Medicinal Chemistry & Chemical Biology, Short talk
MC-026

Leveraging historical small molecule data from the Novartis portfolio: From chemical series evolution to predictive modelling

M. Beckers1, N. Sutrm1, N. Fechner1, N. Stiefl1
1Novartis Pharma AG

In this contribution, we plan to give an overview of our recent activities towards reconstructing the historical landscape of chemical series used in past projects in the Novartis compound archives and how we leveraged this data to build predictive models. In the first part, we will present how we reconstructed the chemical series using clustering methods and show the subsequent statistical analyses of the dataset. These analyses cover the time evolution of structural properties, ADMET and target activities during optimization of the chemical series [1]. Next, we will show how we used this data to build machine learning models for the prediction of small molecule developability. To this end, we further extended the dataset and annotated the terminal development stages the compounds reached. Using these historical milestones together with the recently developed MELLODDY model [2], we built a deep neural network that takes the predicted ADMET profile of a compound as input and returns a number which describes the likelihood of transitioning beyond in vivo PK studies [3]. The resulting score, which we termed bPK score, showed strong performance in discrimination of development candidates from non-development candidates (AUC>0.8). Interestingly, on these internal and public datasets other compound scoring techniques did not show any discriminative performance anymore. We will discuss the retrospective application to MedChem projects and show recent examples of prospective usage.

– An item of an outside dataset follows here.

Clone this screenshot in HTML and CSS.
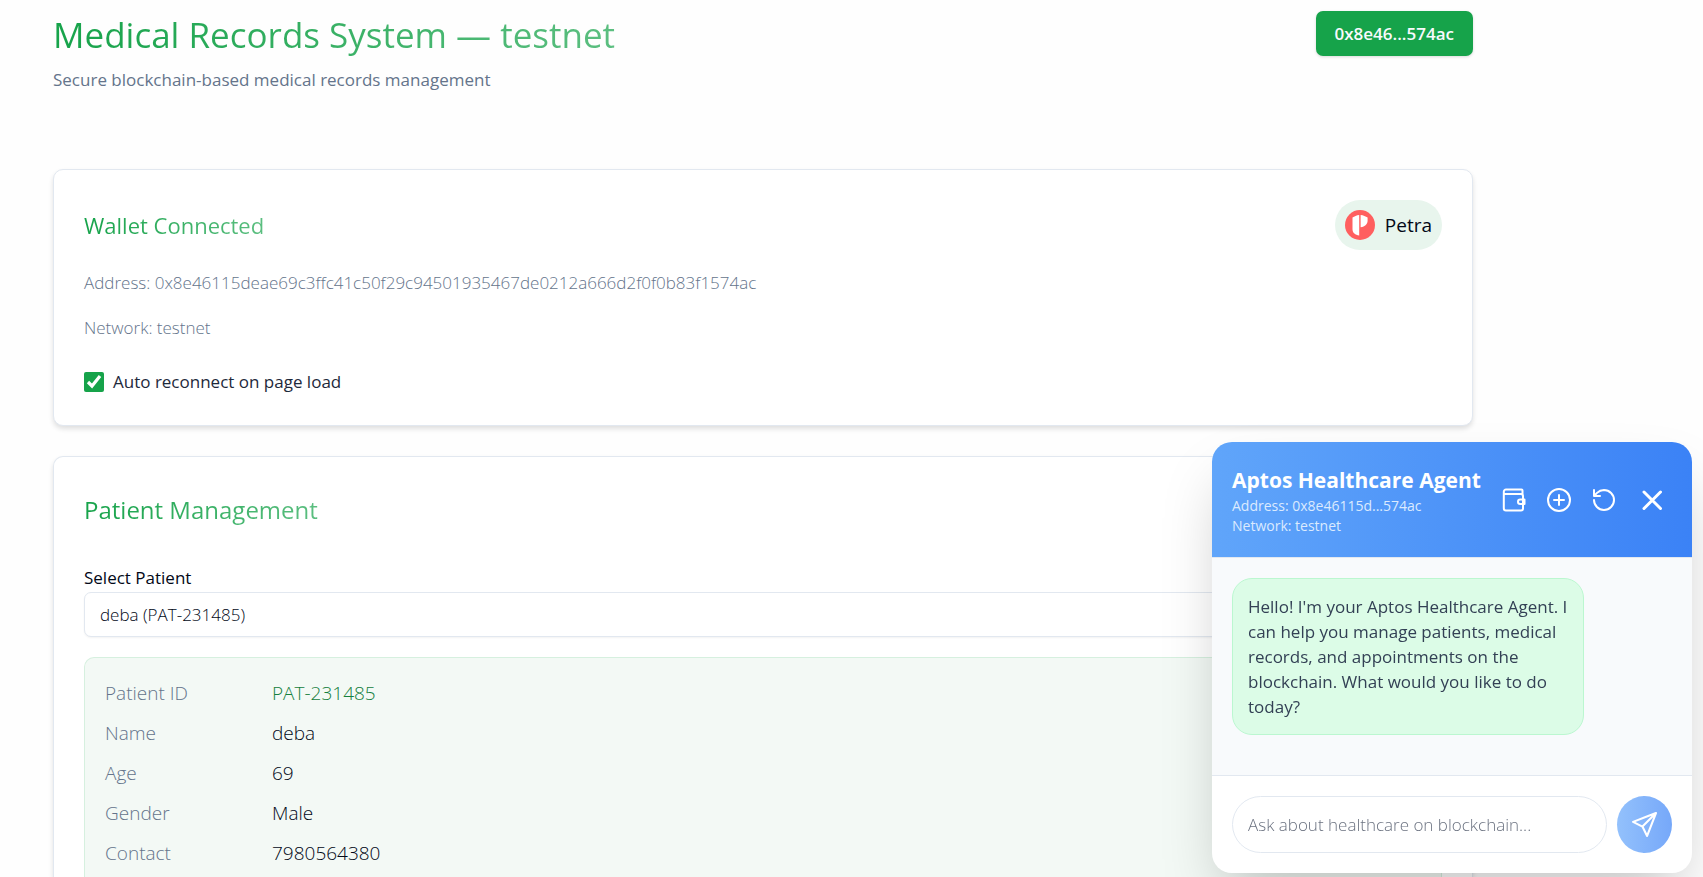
FILE: index.html
```html
<!DOCTYPE html>
<html lang="en">
<head>
    <meta charset="UTF-8">
    <meta name="viewport" content="width=device-width, initial-scale=1.0">
    <title>Medical Records System</title>
    <link rel="stylesheet" href="styles.css">
</head>
<body>
    <main class="page">
        <header class="page-header">
            <div>
                <h1 class="gradient-text">Medical Records System — testnet</h1>
                <p class="subtitle">Secure blockchain-based medical records management</p>
            </div>
            <button class="account-button">0x8e46...574ac</button>
        </header>

        <section class="card wallet">
            <div class="wallet-header">
                <h2 class="gradient-text">Wallet Connected</h2>
                <div class="wallet-badge">
                    <svg width="30" height="30" viewBox="0 0 30 30" aria-hidden="true">
                        <circle cx="15" cy="15" r="15" fill="#ff5f5f"/>
                        <path d="M14.200 5v20.500c-4-.5-6.700-2.500-6.700-6.500V7.500C9.500 6.300 11.500 5.300 14.200 5z" fill="#fff"/>
                        <path d="M15.600 5c2.700.3 5 1.300 7 2.500v3c0 3.500-2.500 6.300-7 6.800z" fill="#fff"/>
                    </svg>
                    <span>Petra</span>
                </div>
            </div>
            <p class="wallet-line">Address: 0x8e46115deae69c3ffc41c50f29c94501935467de0212a666d2f0f0b83f1574ac</p>
            <p class="wallet-line">Network: testnet</p>
            <label class="reconnect" for="reconnect">
                <input type="checkbox" id="reconnect" checked>
                <span>Auto reconnect on page load</span>
            </label>
        </section>

        <section class="card patients">
            <h2 class="gradient-text">Patient Management</h2>
            <label class="field-label" for="patient">Select Patient</label>
            <select id="patient">
                <option>deba (PAT-231485)</option>
            </select>
            <dl class="details">
                <dt>Patient ID</dt>
                <dd class="patient-id">PAT-231485</dd>
                <dt>Name</dt>
                <dd>deba</dd>
                <dt>Age</dt>
                <dd>69</dd>
                <dt>Gender</dt>
                <dd>Male</dd>
                <dt>Contact</dt>
                <dd>7980564380</dd>
            </dl>
        </section>
    </main>

    <aside class="chat">
        <header class="chat-header">
            <div>
                <h3>Aptos Healthcare Agent</h3>
                <p>Address: 0x8e46115d...574ac</p>
                <p>Network: testnet</p>
            </div>
            <div class="chat-actions">
                <button aria-label="Wallet">
                    <svg viewBox="0 0 24 24"><path d="M20.500 7V2.500a1 1 0 0 0-1-1H4A2.200 2.200 0 0 0 1.800 3.700v16.600A2.200 2.200 0 0 0 4 22.500h15a2 2 0 0 0 2-2V8a2 2 0 0 0-2-2H2.500M22.500 11.500h-4.300a2.200 2.200 0 0 0 0 4.400h4.300z"/></svg>
                </button>
                <button aria-label="New chat">
                    <svg viewBox="0 0 24 24"><circle cx="12" cy="12" r="11"/><path d="M7 12h10M12 7v10"/></svg>
                </button>
                <button aria-label="Reset chat">
                    <svg viewBox="0 0 24 24"><path d="M2 12a10 10 0 1 0 10-10 10.500 10.500 0 0 0-7 2.900L2 8M2 2v6h6"/></svg>
                </button>
                <button class="close" aria-label="Close">
                    <svg viewBox="0 0 24 24"><path d="M4 4l16.500 16.500M20.500 4L4 20.500"/></svg>
                </button>
            </div>
        </header>
        <div class="chat-messages">
            <p class="message">Hello! I'm your Aptos Healthcare Agent. I can help you manage patients, medical records, and appointments on the blockchain. What would you like to do today?</p>
        </div>
        <form class="chat-form">
            <input type="text" aria-label="Message" placeholder="Ask about healthcare on blockchain...">
            <button type="button" aria-label="Send">
                <svg viewBox="0 0 24 24"><path d="M23 1L1 9.500l9 4.500 4.500 9zM23 1L10 14"/></svg>
            </button>
        </form>
    </aside>
</body>
</html>
```

FILE: styles.css
```css
* {
    margin: 0;
    padding: 0;
    box-sizing: border-box;
    font-family: "Open Sans", "Noto Sans", sans-serif;
}

body {
    height: 100vh;
    overflow: hidden;
    background: #fefefe;
    color: #020817;
    font-size: 17px;
    font-weight: 300;
}

button {
    border: none;
    cursor: pointer;
}

svg {
    display: block;
}

.page {
    display: flex;
    flex-direction: column;
    height: 100%;
    margin-left: 53px;
    margin-right: 230px;
}

.page-header {
    display: flex;
    justify-content: space-between;
    align-items: flex-start;
    padding-top: 11px;
    height: 169px;
    flex-shrink: 0;
}

.gradient-text {
    width: fit-content;
    background: linear-gradient(to right, #16a34a, rgba(22, 163, 74, 0.7));
    -webkit-background-clip: text;
    background-clip: text;
    color: transparent;
    font-weight: 500;
}

h1 {
    font-size: 35px;
    line-height: 48px;
}

h2 {
    font-size: 22px;
    line-height: 30px;
}

.subtitle {
    margin-top: 9px;
    color: #64748b;
    font-size: 17px;
    line-height: 24px;
    font-weight: 500;
}

.account-button {
    height: 45px;
    padding: 0 19px;
    border-radius: 7px;
    background: #16a34a;
    color: #f8fafc;
    font-size: 17px;
    font-weight: 600;
    box-shadow: 0 1px 3px rgba(0, 0, 0, 0.15);
}

.card {
    padding: 30px;
    border: 1px solid #e2e8f0;
    border-radius: 10px;
    background: #fff;
    box-shadow: 0 3px 5px rgba(0, 0, 0, 0.12);
}

.wallet {
    flex-shrink: 0;
    height: 257px;
    margin-bottom: 30px;
}

.wallet-header {
    display: flex;
    justify-content: space-between;
    align-items: center;
    margin-bottom: 20px;
}

.wallet-badge {
    display: flex;
    align-items: center;
    gap: 10px;
    height: 50px;
    padding: 0 10px;
    border-radius: 25px;
    background: #e8f5ed;
    font-size: 19px;
    font-weight: 500;
}

.wallet-line {
    margin-bottom: 20px;
    color: #64748b;
    line-height: 25px;
}

.reconnect {
    display: flex;
    align-items: center;
    gap: 9px;
    margin-top: 30px;
    color: #1e293b;
    font-weight: 400;
}

.reconnect input {
    width: 20px;
    height: 20px;
    accent-color: #16a34a;
}

.patients {
    display: flex;
    flex: 1;
    flex-direction: column;
    min-height: 0;
    border-bottom: none;
    border-radius: 10px 10px 0 0;
    padding-bottom: 0;
}

.patients h2 {
    margin-top: 8px;
    margin-bottom: 40px;
    font-size: 24px;
}

.field-label {
    margin-bottom: 2px;
    line-height: 25px;
    font-weight: 500;
}

select {
    flex-shrink: 0;
    width: 100%;
    height: 45px;
    padding: 0 15px;
    border: 1px solid #e2e8f0;
    border-radius: 7px;
    background: #fff;
    color: #020817;
    font-size: 17px;
    font-weight: 300;
    appearance: none;
    box-shadow: 0 1px 2px rgba(0, 0, 0, 0.05);
}

.details {
    display: grid;
    flex: 1;
    grid-template-columns: 167px 1fr;
    grid-auto-rows: 30px;
    row-gap: 10px;
    margin-top: 20px;
    padding: 20px;
    border: 1px solid #d6f0df;
    border-bottom: none;
    border-radius: 10px 10px 0 0;
    background: #f3f9f5;
    font-size: 19px;
    line-height: 30px;
}

.details dt {
    color: #64748b;
}

.details .patient-id {
    color: #15803d;
}

.chat {
    position: fixed;
    right: 11px;
    bottom: 4px;
    width: 480px;
    border-radius: 20px;
    overflow: hidden;
    background: #fff;
    box-shadow: 0 31px 62px -15px rgba(0, 0, 0, 0.25);
}

.chat-header {
    display: flex;
    justify-content: space-between;
    align-items: center;
    height: 115px;
    padding: 0 28px 0 20px;
    background: linear-gradient(to right, #60a5fa, #3b82f6);
    color: #fff;
}

.chat-header h3 {
    font-size: 21px;
    font-weight: 700;
    line-height: 32px;
}

.chat-header p {
    color: #dbeafe;
    font-size: 14px;
    line-height: 20px;
    font-weight: 400;
}

.chat-actions {
    display: flex;
    gap: 21px;
}

.chat-actions button {
    background: none;
}

.chat-actions .close {
    margin-left: 3px;
}

.chat-actions svg {
    width: 24px;
    height: 24px;
    fill: none;
    stroke: #fff;
    stroke-width: 2;
    stroke-linecap: round;
    stroke-linejoin: round;
}

.chat-actions .close svg {
    stroke-width: 3;
}

.chat-messages {
    height: 218px;
    padding: 20px;
    border-top: 1px solid #e2e8f0;
    background: #f8fafc;
}

.message {
    width: 352px;
    padding: 15px 10px 15px 15px;
    border: 1px solid #bbf7d0;
    border-radius: 20px;
    background: #dcfce7;
    color: #334155;
    font-weight: 400;
    line-height: 25px;
}

.chat-form {
    display: flex;
    gap: 10px;
    padding: 20px;
    border-top: 1px solid #e2e8f0;
}

.chat-form input {
    flex: 1;
    min-width: 0;
    height: 57px;
    padding: 0 15px;
    border: 1px solid #e2e8f0;
    border-radius: 29px;
    font-size: 17px;
    font-weight: 300;
}

.chat-form input::placeholder {
    color: #6b7280;
}

.chat-form button {
    display: flex;
    justify-content: center;
    align-items: center;
    width: 55px;
    border-radius: 50%;
    background: linear-gradient(to right, #93c1fc, #76a8f9);
}

.chat-form svg {
    width: 25px;
    height: 25px;
    fill: none;
    stroke: #fff;
    stroke-width: 2;
    stroke-linejoin: round;
}
```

[1] Beckers, M., Fechner, N. & Stiefl, N. 25 Years of Small-Molecule Optimization at Novartis: A Retrospective Analysis of Chemical Series Evolution. J Chem Inf Model 62, 6002–6021 (2022).
[2] Oldenhof, M. et al. Industry-Scale Orchestrated Federated Learning for Drug Discovery. (2022) doi:10.48550/arxiv.2210.08871.
3] Beckers, M., Sturm, N., Fechner, N. & Stiefl, N. Prediction of small molecule developability using large-scale in silico ADMET models. submitted.